Sam Warbuton metaphorically signed up for the Mat Protheroe fan club while watching the Ospreys’ Heineken Champions Cup encounter with Sale Sharks.
In front of Wales head coach Wayne Pivac, Protheroe came up with a startling personal display, making 173 metres with ball in hand while beating eight defenders. Every time he set sail in open field, the uncapped back-three man from Swansea sent tremors through the opposition defence.
His work meant ex-Wales and Lions captain Warburton was impressed.
At one point in the televised game, a graphic popped up on screen revealing the 141 metres that Protheroe had made until then.
Speaking while on BT Sport punditry duties, Warburton said: "That’s immense. He’s been by far the Ospreys’ best attacking weapon. He’s been brilliant. That’s an incredible statistic. It really is.”

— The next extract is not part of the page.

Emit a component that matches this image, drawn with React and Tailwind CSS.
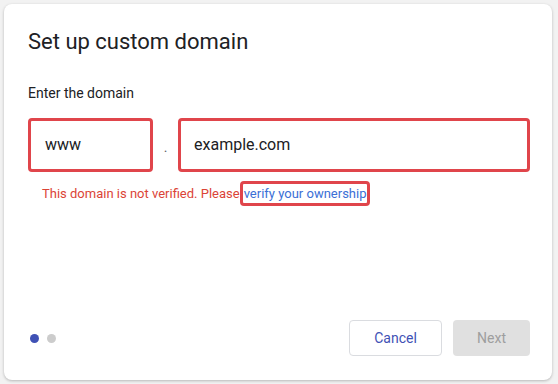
import React from 'react';

function App() {
  return (
    <div className="w-[558px] h-[384px] bg-[#f2f2f2] p-1 font-['Roboto',sans-serif]">
      <div className="h-[376px] w-[548px] bg-white rounded-lg shadow-[0_1px_3px_rgba(0,0,0,0.25)] flex flex-col pl-6 pr-[22px] pt-[24px] pb-6">
        <h1 className="text-[22px] leading-[28px] text-[#202124]">Set up custom domain</h1>
        <p className="mt-[27px] text-[14px] leading-[20px] text-[#202124]">Enter the domain</p>

        <div className="mt-[15px] flex items-center">
          <div className="w-[125px] h-[54px] border-[3px] border-[#e0454b] rounded-[4px] flex items-center pl-[14px] text-[16px] text-[#202124]">
            www
          </div>
          <div className="w-[25px] text-center text-[14px] text-[#5f6368] pt-1">.</div>
          <div className="flex-1 h-[54px] border-[3px] border-[#e0454b] rounded-[4px] flex items-center pl-[13px] text-[16px] text-[#202124]">
            example.com
          </div>
        </div>

        <div className="mt-[9px] flex items-center pl-[14px] text-[13px] leading-[19px]">
          <span className="text-[#db4437]">This domain is not verified. Please</span>
          <span className="border-[3px] border-[#e0454b] rounded-[4px] px-[1px] h-[25px] flex items-center text-[#3b6fd6]">
            verify your ownership
          </span>
        </div>

        <div className="mt-auto flex items-center">
          <div className="flex items-center gap-2 pl-[2px]">
            <span className="w-[9px] h-[9px] rounded-full bg-[#3f51b5]" />
            <span className="w-[9px] h-[9px] rounded-full bg-[#cccccc]" />
          </div>
          <div className="ml-auto flex gap-[11px]">
            <button className="w-[93px] h-[36px] border border-[#dadce0] rounded-[4px] text-[14px] text-[#3f51b5] bg-white">
              Cancel
            </button>
            <button className="w-[77px] h-[36px] rounded-[4px] text-[14px] text-[#9e9e9e] bg-[#e0e0e0]">
              Next
            </button>
          </div>
        </div>
      </div>
    </div>
  );
}

export default App;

It isn't just about pace with Protheroe, with his ability to move quickly accompanied by a buccaneering sense of adventure.
When he fields the ball, his first instinct isn’t to lump it back at opponents. It is to counter-attack, and counter-attack by either doing would-be defenders in the fast lane on the outside or stepping inside — almost never trying to run through them.
He isn’t the biggest but there are not many in the Welsh game who can match him for sheer daredevilry.
While hearts may sometimes be in mouths in the Swansea.com Stadium when he takes off from deep, he is a player who is comfortable operating on the edge and more often than not makes swathes of ground for his side.
He offers the Ospreys a priceless cutting edge.
They may not have a surfeit of overly creative players, but in Protheroe they have an individual with the ability to fashion something out of nothing.
Quite what Pivac thought of him against Sale isn’t documented.
But Warburton knows a good player and he was impressed by what he saw.
So would have been pretty much every spectator present at the stadium in Swansea.